Unlike the aliens we explored in subsequent weeks, who are a radical form of Otherness faraway from our own ideas of race, culture, religion, and sexuality, the robot or cyborg is a reflection of our human selves. It is something that we as humans have created in our own image, for our own purposes. In Laura Mulvey’s article, she talks about scopophilia and fetishization in the medium of cinema, and how it satisfies, “a primordial wish for pleasurable looking,” (Mulvey, 201).

Isn’t possible that the creation of a cyborg or robot in our own image also satisfying this primordial wish? Think about how in Robot Stories, in the third story, their is an objectification of both the male and female robot. Of course, the female robot is further objectified because of our patriarchal society, with he male co-workers touching her breast while she works, and eventually even tearing off her clothes when the story reaches is erotic climax. The female robot is fully an object for heterosexual male desire, because it is just a tool for the office, with no perceived feelings, or desires.
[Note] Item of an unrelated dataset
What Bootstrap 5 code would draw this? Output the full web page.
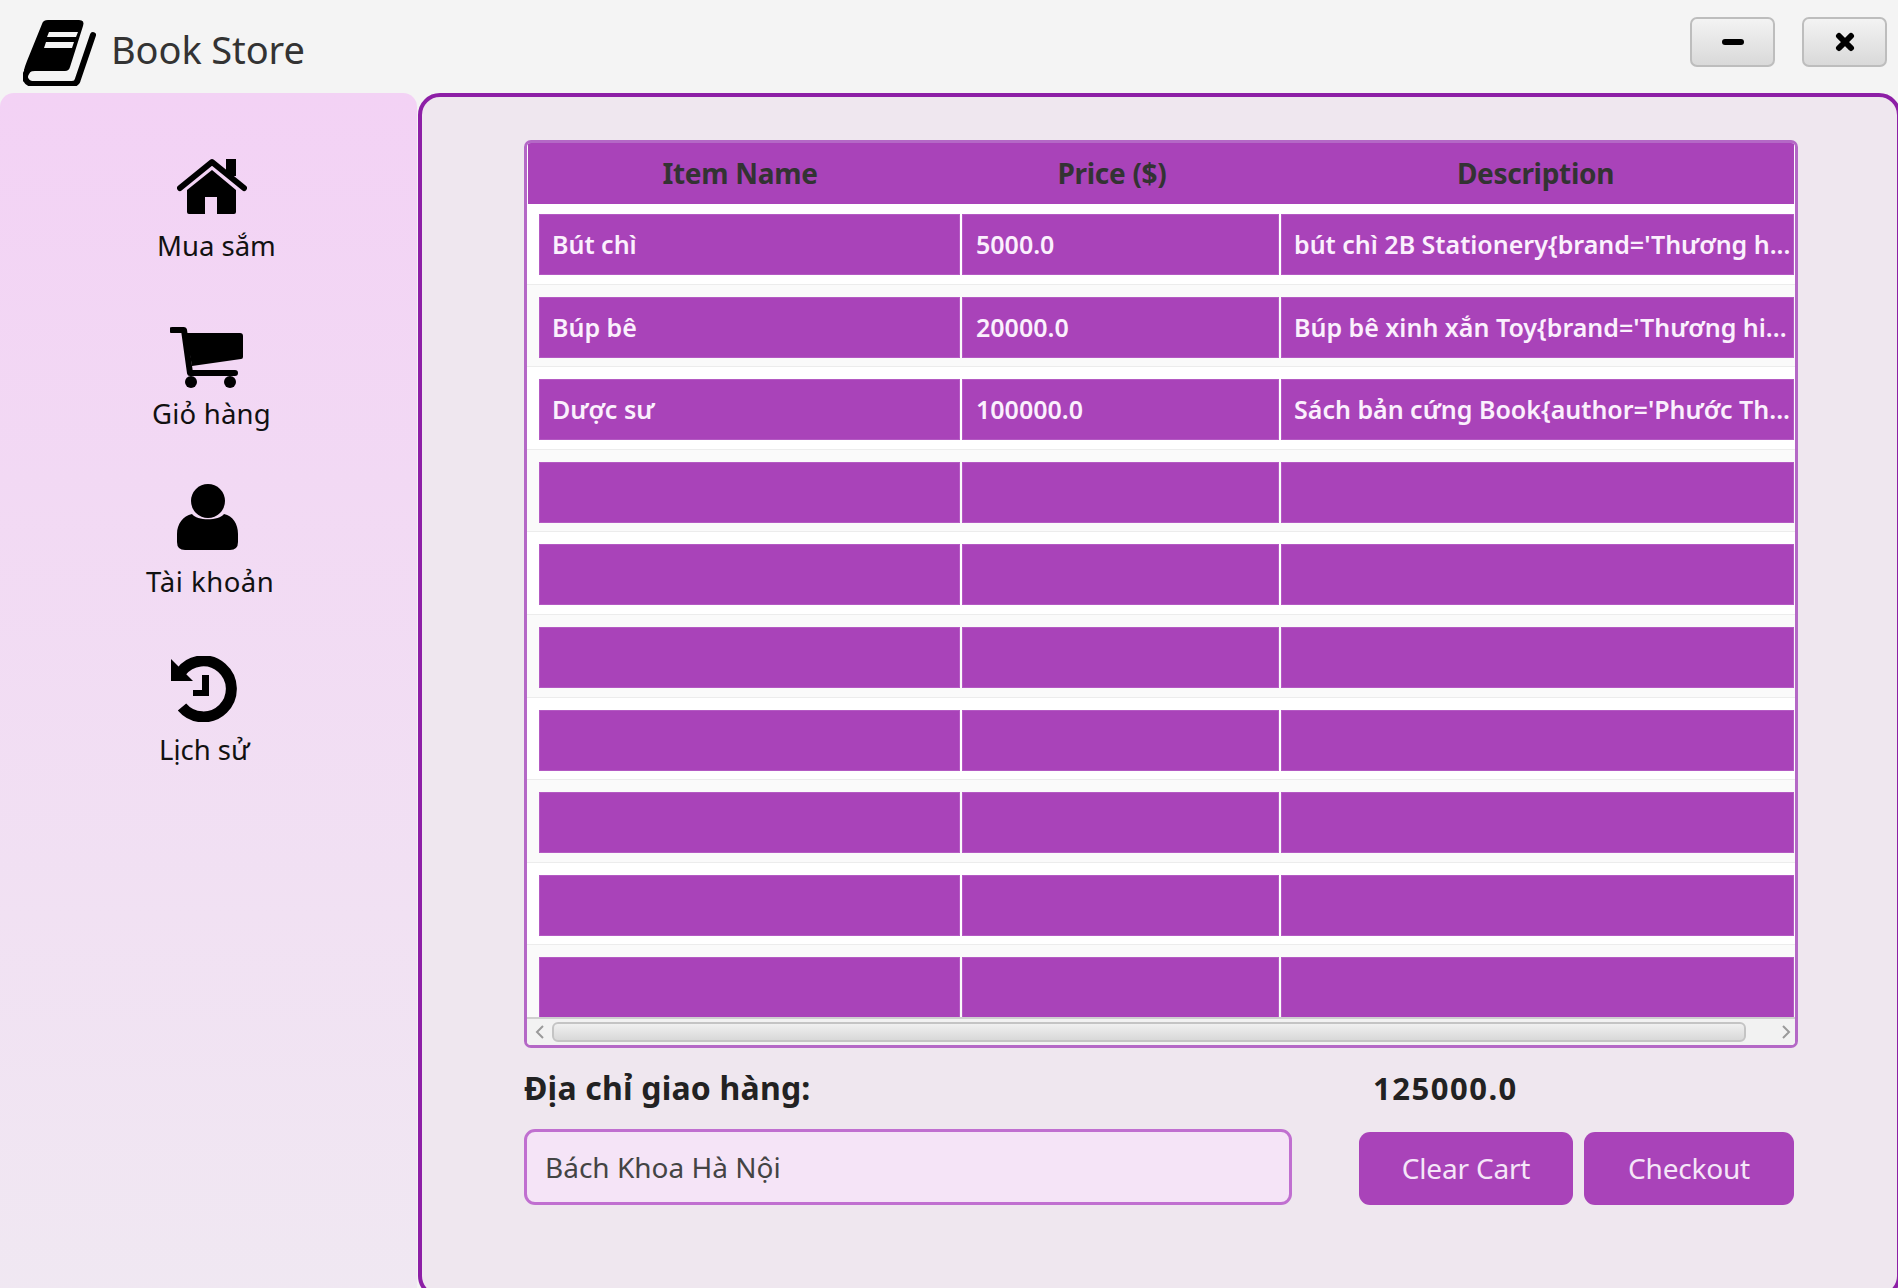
<!DOCTYPE html>
<html lang="en">
<head>
  <meta charset="UTF-8">
  <meta name="viewport" content="width=device-width, initial-scale=1">
  <title>Book Store</title>
  <link href="https://cdn.jsdelivr.net/npm/bootstrap@5.3.0/dist/css/bootstrap.min.css" rel="stylesheet">
  <style>
    body {
      background-color: #f4f4f4;
      font-family: "Noto Sans", "Open Sans", sans-serif;
      color: #222;
      height: 1288px;
      overflow: hidden;
    }
    .top-bar {
      height: 93px;
      padding-left: 23px;
      padding-right: 11px;
    }
    .book-logo { margin-top: 13px; }
    .app-title {
      font-size: 38px;
      color: #333;
      margin-left: 15px;
      margin-top: 6px;
      letter-spacing: -0.1px;
    }
    .win-gap { gap: 27px; }
    .win-btn {
      width: 85px;
      height: 50px;
      padding: 0;
      border: 2px solid #bdbdbd;
      border-radius: 7px;
      background: linear-gradient(#f3f3f3, #d9d9d9);
      margin-top: -10px;
    }
    .app-body {
      height: 1205px;
    }
    .side-menu {
      width: 417px;
      flex: none;
      padding-top: 65px;
      border-radius: 14px 14px 0 0;
      background: linear-gradient(#f3d2f5, #f0e8f2);
    }
    .side-item {
      width: max-content;
      font-size: 27.5px;
      line-height: 36px;
      color: #111;
    }
    .side-item svg { display: block; }
    .it-shop { margin-left: 157px; }
    .it-shop svg { margin-left: 20px; margin-bottom: 14px; }
    .it-cart { margin-left: 152px; margin-top: 63px; letter-spacing: 0.2px; }
    .it-cart svg { margin-left: 18px; margin-bottom: 8px; }
    .it-acct { margin-left: 146px; margin-top: 52px; letter-spacing: 0.5px; }
    .it-acct svg { margin-left: 31px; margin-bottom: 14px; }
    .it-hist { margin-left: 159px; margin-top: 56px; }
    .it-hist svg { margin-left: 11px; margin-bottom: 10px; }
    .main-pane {
      width: 1483px;
      flex: none;
      margin-left: 1px;
      height: 1205px;
      padding: 43px 99px 0 102px;
      background-color: #efe7ef;
      border: 4px solid #8d1fa6;
      border-radius: 22px;
    }
    .cart-box {
      height: 908px;
      background-color: #fff;
      border: 3px solid #b468c6;
      border-radius: 7px;
      overflow: hidden;
    }
    .cart-head {
      height: 61px;
      margin: 0 1px;
      flex: none;
      background-color: #a943b9;
      color: #333;
      font-size: 28px;
      font-weight: 700;
    }
    .cart-head > div { text-align: center; line-height: 60px; letter-spacing: -0.3px; flex: none; }
    .hc-1 { width: 424px; }
    .hc-2 { width: 320px; }
    .hc-3 { width: 527px; }
    .cart-rows { height: 813px; flex: none; overflow: hidden; }
    .cart-row {
      height: 82.6px;
      padding: 12px 0 0 12px;
      border-bottom: 1px solid #ececec;
    }
    .cart-row:first-child { height: 80.6px; padding-top: 10px; }
    .cart-row:nth-child(even) { background-color: #fafafa; }
    .cart-cell {
      height: 61px;
      flex: none;
      background-color: #a943b9;
      box-shadow: inset 0 0 0 1px #b45ac3;
      color: #fbf0fd;
      font-size: 25px;
      font-weight: 600;
      line-height: 60px;
      padding-left: 13px;
      white-space: nowrap;
      overflow: hidden;
    }
    .cc-1 { width: 421px; }
    .cc-2 { width: 317px; margin-left: 2px; padding-left: 14px; }
    .cc-3 { width: 513px; margin-left: 2px; }
    .scroll-bar {
      background-color: #f2f2f2;
      border-top: 2px solid #cfcfcf;
      padding: 3px 0;
    }
    .scroll-thumb {
      background: linear-gradient(#f0f0f0, #d8d8d8);
      border: 2px solid #c4c4c4;
      border-radius: 6px;
    }
    .scroll-arrow { width: 25px; flex: none; }
    .order-row { margin-top: 20px; }
    .addr-col { width: 768px; flex: none; }
    .addr-label, .total-label {
      font-size: 32px;
      font-weight: 700;
      line-height: 40px;
      letter-spacing: 0.2px;
      color: #222;
      margin-bottom: 21px;
    }
    .total-label { padding-left: 14px; font-size: 31px; letter-spacing: 1.5px; }
    .addr-input {
      height: 76px;
      padding: 0 18px;
      font-size: 28px;
      color: #444;
      background-color: #f5e4f7;
      border: 3px solid #c06fd0;
      border-radius: 11px;
    }
    .order-side { margin-left: 67px; }
    .act-gap { gap: 11px; }
    .act-btn {
      height: 73px;
      margin-top: 3px;
      font-size: 28px;
      color: #f5e6f8;
      background-color: #a943b9;
      border: 0;
      border-radius: 11px;
      letter-spacing: -0.2px;
      padding: 0 0 2px;
    }
    .act-clear { width: 214px; }
    .act-check { width: 210px; }
  </style>
</head>
<body class="m-0">

  <div class="top-bar d-flex align-items-center">
    <svg width="73" height="66" viewBox="0 0 73 66" class="book-logo">
      <path d="M19 4Q20 0 25 0H56Q62 0 60 6L47 47Q46 51 42 51H12Q6 51 3 55L1 50Q2 46 4 41Z" fill="#000"/>
      <path d="M6 49Q0 56 3 60Q5 64 11 64H49Q54 64 55 59L70 15" fill="none" stroke="#000" stroke-width="6" stroke-linecap="round"/>
      <path d="M26 12H55L53 17H24ZM23 22H51L49 28H21Z" fill="#f4f4f4"/>
    </svg>
    <span class="app-title">Book Store</span>
    <div class="ms-auto d-flex win-gap">
      <button class="btn win-btn d-flex align-items-center justify-content-center">
        <svg width="22" height="8" viewBox="0 0 22 8"><path d="M3 4H19" stroke="#000" stroke-width="6" stroke-linecap="round"/></svg>
      </button>
      <button class="btn win-btn d-flex align-items-center justify-content-center">
        <svg width="20" height="20" viewBox="0 0 20 20"><path d="M4 4L16 16M16 4L4 16" stroke="#000" stroke-width="6" stroke-linecap="round"/></svg>
      </button>
    </div>
  </div>

  <div class="app-body d-flex">
    <div class="side-menu">
      <div class="side-item it-shop">
        <svg width="70" height="56" viewBox="0 0 70 56">
          <path d="M49 1H59V18H49Z" fill="#000"/>
          <path d="M3 30L35 4L67 30" fill="none" stroke="#000" stroke-width="6" stroke-linecap="round" stroke-linejoin="round"/>
          <path d="M35 12L59 32V54Q59 56 57 56H40V39H28V56H12Q10 56 10 54V32Z" fill="#000"/>
        </svg>
        Mua sắm
      </div>
      <div class="side-item it-cart">
        <svg width="73" height="61" viewBox="0 0 73 61">
          <path d="M2 3H14L20 46H65" fill="none" stroke="#000" stroke-width="6" stroke-linecap="round" stroke-linejoin="round"/>
          <path d="M16 6H70Q73 6 73 9V30Q73 32 71 32L22 39Z" fill="#000"/>
          <circle cx="21" cy="55" r="6"/><circle cx="60" cy="55" r="6"/>
        </svg>
        Giỏ hàng
      </div>
      <div class="side-item it-acct">
        <svg width="61" height="66" viewBox="0 0 61 66">
          <circle cx="31" cy="17" r="17"/>
          <path d="M15 30C20 37 42 37 47 30C56 32 61 40 61 50V58Q61 66 53 66H8Q0 66 0 58V50C0 40 6 32 15 30Z" fill="#000"/>
        </svg>
        Tài khoản
      </div>
      <div class="side-item it-hist">
        <svg width="68" height="66" viewBox="0 0 68 66">
          <path d="M11 16A28 28 0 1 1 12 51" fill="none" stroke="#000" stroke-width="11"/>
          <path d="M1 3V25H23Z" fill="#000"/>
          <path d="M32 19H39V40H23V34H32Z" fill="#000"/>
        </svg>
        Lịch sử
      </div>
    </div>

    <div class="main-pane">
      <div class="cart-box d-flex flex-column">
        <div class="cart-head d-flex">
          <div class="hc-1">Item Name</div>
          <div class="hc-2">Price ($)</div>
          <div class="hc-3">Description</div>
        </div>
        <div class="cart-rows" id="cartRows"></div>
        <div class="scroll-bar d-flex flex-grow-1">
          <div class="scroll-arrow d-flex align-items-center justify-content-center">
            <svg width="10" height="16" viewBox="0 0 10 16"><path d="M8 2L2 8L8 14" fill="none" stroke="#9a9a9a" stroke-width="2"/></svg>
          </div>
          <div class="scroll-thumb flex-grow-1"></div>
          <div class="scroll-arrow d-flex align-items-center justify-content-end pe-1 ms-4">
            <svg width="10" height="16" viewBox="0 0 10 16"><path d="M2 2L8 8L2 14" fill="none" stroke="#9a9a9a" stroke-width="2"/></svg>
          </div>
        </div>
      </div>
      <div class="order-row d-flex">
        <div class="addr-col">
          <div class="addr-label">Địa chỉ giao hàng:</div>
          <input type="text" class="form-control addr-input" value="Bách Khoa Hà Nội">
        </div>
        <div class="order-side">
          <div class="total-label">125000.0</div>
          <div class="d-flex act-gap">
            <button class="btn act-btn act-clear">Clear Cart</button>
            <button class="btn act-btn act-check">Checkout</button>
          </div>
        </div>
      </div>
    </div>
  </div>

  <script>
    const items = [
      ['Bút chì', '5000.0', "bút chì 2B Stationery{brand='Thương h..."],
      ['Búp bê', '20000.0', "Búp bê xinh xắn Toy{brand='Thương hi..."],
      ['Dược sư', '100000.0', "Sách bản cứng Book{author='Phước Th..."]
    ];
    let html = '';
    for (let i = 0; i < 10; i++) {
      const it = items[i] || ['', '', ''];
      html += `<div class="cart-row d-flex">
        <div class="cart-cell cc-1">${it[0]}</div>
        <div class="cart-cell cc-2">${it[1]}</div>
        <div class="cart-cell cc-3">${it[2]}</div>
      </div>`;
    }
    document.getElementById('cartRows').innerHTML = html;
  </script>

</body>
</html>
In Battlestar Galactica we have a race of robots that look exactly like humans, and the first Cylon we are introduced to “the ultra-gendered body of the blond bombshell,” (Kustritz, 9). As the Cylons destroy the diplomatic space station, she kisses the human diplomat, perhaps an example of the “castration” explained by Mulvey experienced by the male audience when a woman is shown in full view, outside of the male gaze. Again, when we see this Cylon #6 as Gaius Baltar’s girlfriend, she is revealed fully to be the cause of Caprica’s destruction. With her full reveal to the male protagonist, she is no longer just visual eye candy, an object that Baltar doesn’t even respect enough to be faithful to. She is shown in full view as an enemy of humanity, “castrating” the power and male privilege of Baltar, and by extension the audience.

In the final section of Robot Stories, Clay, we are introduced to an elderly man, whose nearing the end of his life, and whose wife, Helen, is now reduced to digital data. The old man is a sculptor, an occupation that is almost entirely about fetishization of the human body and holding the human voyeuristic gaze. The old man, despite the protest of his family, refuses to have his brain copied into a digital computer. His wife Helen, to him, only exist as a hologram, not an actual human. He sees their interactions in the digital world as “not real”. He is an old man, yet she is still represented as relatively young, to him she only exist for his voyeuristic gaze. In her digital form he can only see her as the object, as the form of his sculpture. She is no longer human, so he refuses to join her digitally and dies on his own, naturally in the woods.